You can also boot off any external SCSI drive. Anything from a HDD to a Zip or Jaz drive.
 
“While holding C” may be a touch optimistic. That particular feature was added relatively late in the existence of Macs and I have no idea which if any 68K era machines (or discs published for them, as I believe it was implemented as a feature of the disk driver on the CD) would support that. More generally, if there’s no other bootable drive or partition attached, the machine should boot from a suitable CD without user intervention; on the other hand, if there is a boot disk in place which you want to bypass, holding SCOD (Shift+Command+Option+Delete — note this is normal delete, labelled backspace on some keyboards, and not forward delete) will cause the Mac to skip the drive it expects to boot from and root through the usual suspects for a different one.

The order the boot-disk search is carried out in is somewhat well-documented, and looks something like this:
0) If certain keys are held down and the machine is one of the rare few models with a boot disk image in ROM, use that
1) Floppy drives, in ascending numerical order
2) SCSI drives, one bus at a time (I think if more than one bus is present the order is: built-in external, built-in internal, NuBus — in ascending slot-number order, I _think_), and on each bus, every SCSI ID number from highest to lowest is checked. For most Macs this means IDs from 6 down to zero are examined on each bus (7 is usually the Mac itself’s SCSI controller; 6 is used for a 68k PowerBook in target disk mode, and internal drives are usually set sequentially starting at zero so this search finds everything else first). Later versions of SCSI allowed addresses up to 15, and also multiple “Logical Unit Numbers” (LUNs) per addressed device. I don’t know if any 68k Mac ever supported those features out of the box though.
 
Depending on where you're located, you could just find someone else with an 040 Mac and mail them a hard disk to drop a universal install of 8.1 on.
 
“While holding C” may be a touch optimistic. That particular feature was added relatively late in the existence of Macs and I have no idea which if any 68K era machines (or discs published for them, as I believe it was implemented as a feature of the disk driver on the CD) would support that.

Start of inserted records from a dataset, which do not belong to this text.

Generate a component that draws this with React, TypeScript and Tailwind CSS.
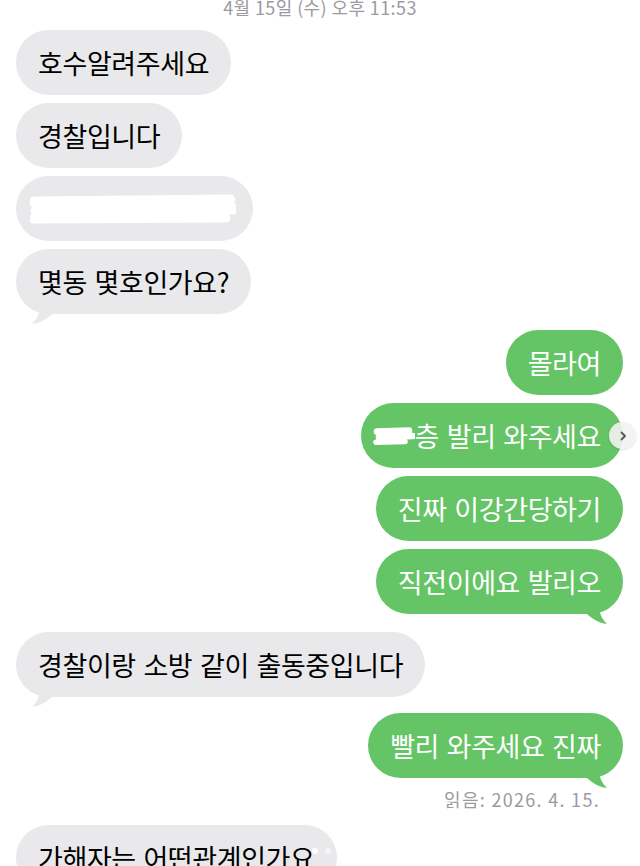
import type { ReactNode } from "react";

type Side = "left" | "right";

function Tail({ side }: { side: Side }) {
	if (side === "left") {
		return (
			<svg
				className="absolute left-[12px] bottom-[-12px]"
				width="30"
				height="22"
				viewBox="0 0 30 22"
			>
				<path d="M12 0 C 12 8, 10 14, 4 20 C 12 19, 20 15, 28 6 L 28 0 Z" fill="#e9e9eb" />
			</svg>
		);
	}
	return (
		<svg
			className="absolute right-[12px] bottom-[-12px]"
			width="30"
			height="22"
			viewBox="0 0 30 22"
		>
			<path d="M18 0 C 18 8, 20 14, 26 20 C 18 19, 10 15, 2 6 L 2 0 Z" fill="#65c466" />
		</svg>
	);
}

function Bubble({
	side,
	children,
	tail = false,
	className = "",
}: {
	side: Side;
	children: ReactNode;
	tail?: boolean;
	className?: string;
}) {
	const color =
		side === "left" ? "bg-[#e9e9eb] text-black self-start" : "bg-[#65c466] text-white self-end";
	return (
		<div
			className={`relative flex h-[65px] items-center rounded-[33px] px-[22px] text-[27px] leading-none tracking-[-0.4px] [word-spacing:2px] whitespace-nowrap ${color} ${className}`}
		>
			{tail && <Tail side={side} />}
			<span className="relative">{children}</span>
		</div>
	);
}

function Scribble({ width, height }: { width: number; height: number }) {
	return (
		<svg width={width} height={height} viewBox={`0 0 ${width} ${height}`}>
			<g stroke="#ffffff" strokeLinecap="round" fill="none">
				<path d={`M4 ${height * 0.3} L ${width - 6} ${height * 0.25}`} strokeWidth={height * 0.3} />
				<path d={`M6 ${height * 0.55} L ${width - 2} ${height * 0.5}`} strokeWidth={height * 0.3} />
				<path d={`M3 ${height * 0.78} L ${width - 10} ${height * 0.75}`} strokeWidth={height * 0.25} />
			</g>
		</svg>
	);
}

export default function App() {
	return (
		<div className="relative h-[866px] w-[640px] overflow-hidden bg-white font-['Noto_Sans_CJK_KR','Noto_Sans',sans-serif]">
			<div className="mt-[-3px] h-[20px] text-center text-[18px] leading-[20px] tracking-[0.4px] text-[#9a9a9f]">
				4월 15일 (수) 오후 11:53
			</div>

			<div className="flex flex-col pl-[16px] pr-[17px]">
				<Bubble side="left" className="mt-[13px]">
					호수알려주세요
				</Bubble>
				<Bubble side="left" className="mt-[8px]">
					경찰입니다
				</Bubble>
				<div className="mt-[8px] flex h-[65px] w-[237px] items-center rounded-[33px] bg-[#e9e9eb] pl-[14px] self-start">
					<Scribble width={206} height={36} />
				</div>
				<Bubble side="left" tail className="mt-[8px]">
					몇동 몇호인가요?
				</Bubble>

				<Bubble side="right" className="mt-[16px]">
					몰라여
				</Bubble>
				<div className="relative mt-[8px] flex h-[65px] items-center self-end rounded-[33px] bg-[#65c466] pl-[12px] pr-[22px] text-[27px] leading-none tracking-[-0.4px] [word-spacing:2px] whitespace-nowrap text-white">
					<Scribble width={42} height={22} />
					<span>층 발리 와주세요</span>
					<div className="absolute right-[-13px] top-[19px] flex h-[27px] w-[27px] items-center justify-center rounded-full bg-[#f2f2f2]/90 shadow-sm">
						<svg width="12" height="12" viewBox="0 0 12 12">
							<path d="M4.5 2.5 L8 6 L4.5 9.5" stroke="#555" strokeWidth="1.8" fill="none" strokeLinecap="round" strokeLinejoin="round" />
						</svg>
					</div>
				</div>
				<Bubble side="right" className="mt-[8px]">
					진짜 이강간당하기
				</Bubble>
				<Bubble side="right" tail className="mt-[8px]">
					직전이에요 발리오
				</Bubble>

				<Bubble side="left" tail className="mt-[18px]">
					경찰이랑 소방 같이 출동중입니다
				</Bubble>

				<Bubble side="right" tail className="mt-[16px]">
					빨리 와주세요 진짜
				</Bubble>
				<div className="mt-[11px] self-end pr-[23px] text-[18px] leading-[20px] tracking-[1.3px] text-[#9a9a9f]">
					읽음: 2026. 4. 15.
				</div>

				<div className="relative mt-[16px] self-start">
					<Bubble side="left">가해자는 어떤관계인가요</Bubble>
					<div className="absolute right-[6px] top-[23px] flex gap-[7px]">
						<span className="h-[6px] w-[6px] rounded-full bg-white/90" />
						<span className="h-[6px] w-[6px] rounded-full bg-white/60" />
					</div>
				</div>
			</div>
		</div>
	);
}
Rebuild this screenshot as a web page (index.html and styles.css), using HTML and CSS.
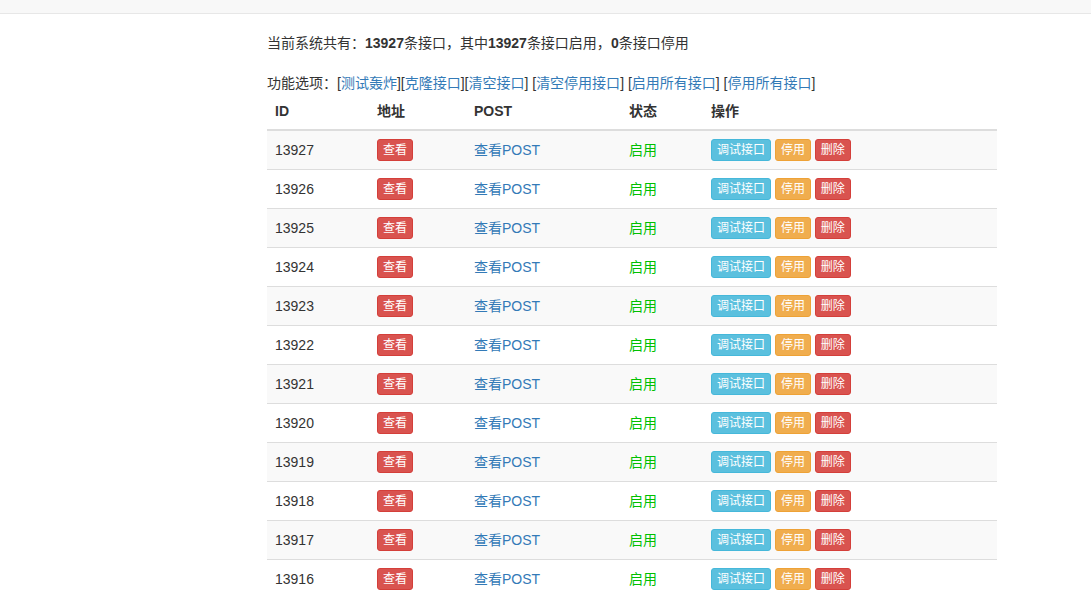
FILE: index.html
```html
<!DOCTYPE html>
<html>
<head>
  <meta charset="UTF-8">
  <title>接口管理</title>
  <link rel="stylesheet" href="styles.css">
</head>
<body>
  <div class="navbar"></div>
  <div class="container">
    当前系统共有：<b>13927</b>条接口，其中<b>13927</b>条接口启用，<b>0</b>条接口停用<br><br>
    功能选项：[<a href="#">测试轰炸</a>][<a href="#">克隆接口</a>][<a href="#">清空接口</a>] [<a href="#">清空停用接口</a>] [<a href="#">启用所有接口</a>] [<a href="#">停用所有接口</a>]
    <table class="table">
      <thead>
        <tr>
          <th class="c-id">ID</th>
          <th class="c-url">地址</th>
          <th class="c-post">POST</th>
          <th class="c-state">状态</th>
          <th>操作</th>
        </tr>
      </thead>
      <tbody id="rows"></tbody>
    </table>
  </div>
  <script>
    var rows = document.getElementById("rows");
    var html = "";
    // newest interfaces first
    for (var id = 13927; id >= 13914; id--) {
      html += "<tr>" +
        "<td>" + id + "</td>" +
        "<td><a class=\"btn btn-danger\" href=\"#\">查看</a></td>" +
        "<td><a href=\"#\">查看POST</a></td>" +
        "<td class=\"on\">启用</td>" +
        "<td><a class=\"btn btn-info\" href=\"#\">调试接口</a> " +
        "<a class=\"btn btn-warning\" href=\"#\">停用</a> " +
        "<a class=\"btn btn-danger\" href=\"#\">删除</a></td>" +
        "</tr>";
    }
    rows.innerHTML = html;
  </script>
</body>
</html>
```

FILE: styles.css
```css
body {
  margin: 0;
  font-family: "Liberation Sans", "Noto Sans CJK SC", sans-serif;
  font-size: 14px;
  line-height: 20px;
  color: #333;
  background: #fff;
}
a {
  color: #337ab7;
  text-decoration: none;
}
.navbar {
  height: 13px;
  background-color: #f8f8f8;
  border-bottom: 1px solid #e7e7e7;
  margin-bottom: 19px;
}
.container {
  width: 730px;
  margin-left: 267px;
}
.table {
  width: 730px;
  border-collapse: collapse;
  table-layout: fixed;
  margin-bottom: 20px;
}
.table th,
.table td {
  padding: 8px;
  text-align: left;
  vertical-align: middle;
  line-height: 20px;
  border-top: 1px solid #ddd;
}
.table td {
  height: 22px;
  padding-top: 8px;
  padding-bottom: 8px;
}
.table th {
  border-top: 0;
  border-bottom: 2px solid #ddd;
  font-weight: bold;
}
.table tbody tr:nth-child(odd) {
  background-color: #f9f9f9;
}
.c-id { width: 86px; }
.c-url { width: 81px; }
.c-post { width: 139px; }
.c-state { width: 66px; }
.on {
  color: #00c000;
}
.btn {
  display: inline-block;
  padding: 1px 5px;
  font-size: 12px;
  line-height: 18px;
  border: 1px solid transparent;
  border-radius: 3px;
  color: #fff;
  vertical-align: top;
}
.btn-danger {
  background-color: #d9534f;
  border-color: #d43f3a;
}
.btn-info {
  background-color: #5bc0de;
  border-color: #46b8da;
}
.btn-warning {
  background-color: #f0ad4e;
  border-color: #eea236;
}
```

I've had various 680x0 Macs over the years and most of them supported booting off a CD if the CD-ROM drive has an Apple ROM (ie. CD-ROM drives manufactured to Apple specs.) Generic CD-ROM drives aren't bootable on 68k Macs in my experience, and are still iffy on PowerPC machines as well.

Depending on where you're located, you could just find someone else with an 040 Mac and mail them a hard disk to drop a universal install of 8.1 on.

I have Mac OS 8.0 install media and a few machines that I could install with. The Mac OS 8.1 update is freely available so that could be installed by the owner later.